Does $a!b!$ always divide $(a+b)!$

Question

Hello the question is as stated above and is given to us in the context of group theory, specifically under the heading of isomorphism and products. I would write down what I have tried so far but I have made very little progress in trying to solve this over the last few hours!

Answer 1

Hint: Find an injective group homomorphism $S_a \times S_b \hookrightarrow S_{a+b}$.

Answer 2

The number of ways to choose $a$ objects out of $a+b$ objects if order matters in the selection is $(a+b)\times(a+b-1)\times\cdots\times((a+b)-(a-1))=\frac{(a+b)!}{b!}$, since there are $a+b$ ways to choose the first object, $a+b-1$ ways to choose the second object from the remaining ones, and so on.

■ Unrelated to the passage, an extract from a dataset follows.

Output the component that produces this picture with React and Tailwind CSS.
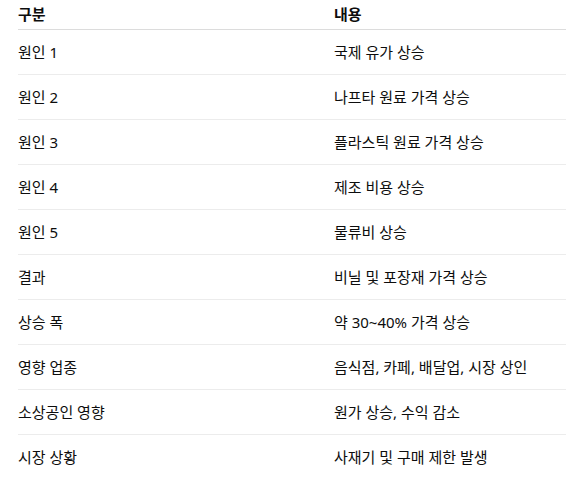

However, $a!$ permutations actually correspond to a single combination (where order is immaterial), since $a$ objects can be arranged in $a!$ ways. This means that $\frac{(a+b)!}{b!}=ka!$ for some integer $k$, so that $(a+b)!=ka!b!$.

Answer 3

A proof based on the binomial recurrence: $\frac{(a+b)!}{a!b!} ( =\binom{a+b}{a}) =: f(a,b)$ fulfills the following recurrence:

$f(a,b) = f(a-1,b) + f(a,b-1), \quad a>0,b>0$

with starting values

$f(a,0) = f(0,a) = 1, \quad a \ge 0$

so by induction for all non-negative integer values $a,b$ the function $f(a,b)=\frac{(a+b)!}{a!b!}$ is an integer value.

Answer 4

A proof based on prime factorization:

Let $e(N,p)$, $p$ a prime, be the exponent of $p$ in the prime factorization of $N$. Then we have to show:

For all primes $p$: $e(a!,p)+e(b!,p) \le e((a+b)!,p)$.

We have

$e(n!,p) = [\frac{n}{p}] + [\frac{n}{p^2}] + \cdots, \quad$ where $[r]$ is the largest integer $\le r$.

We also have

$[\frac{a}{k}] + [\frac{b}{k}] \le [\frac{a+b}{k}] \quad$ for any positive integers $a,b,k$.

From these two propositions the claim follows directly.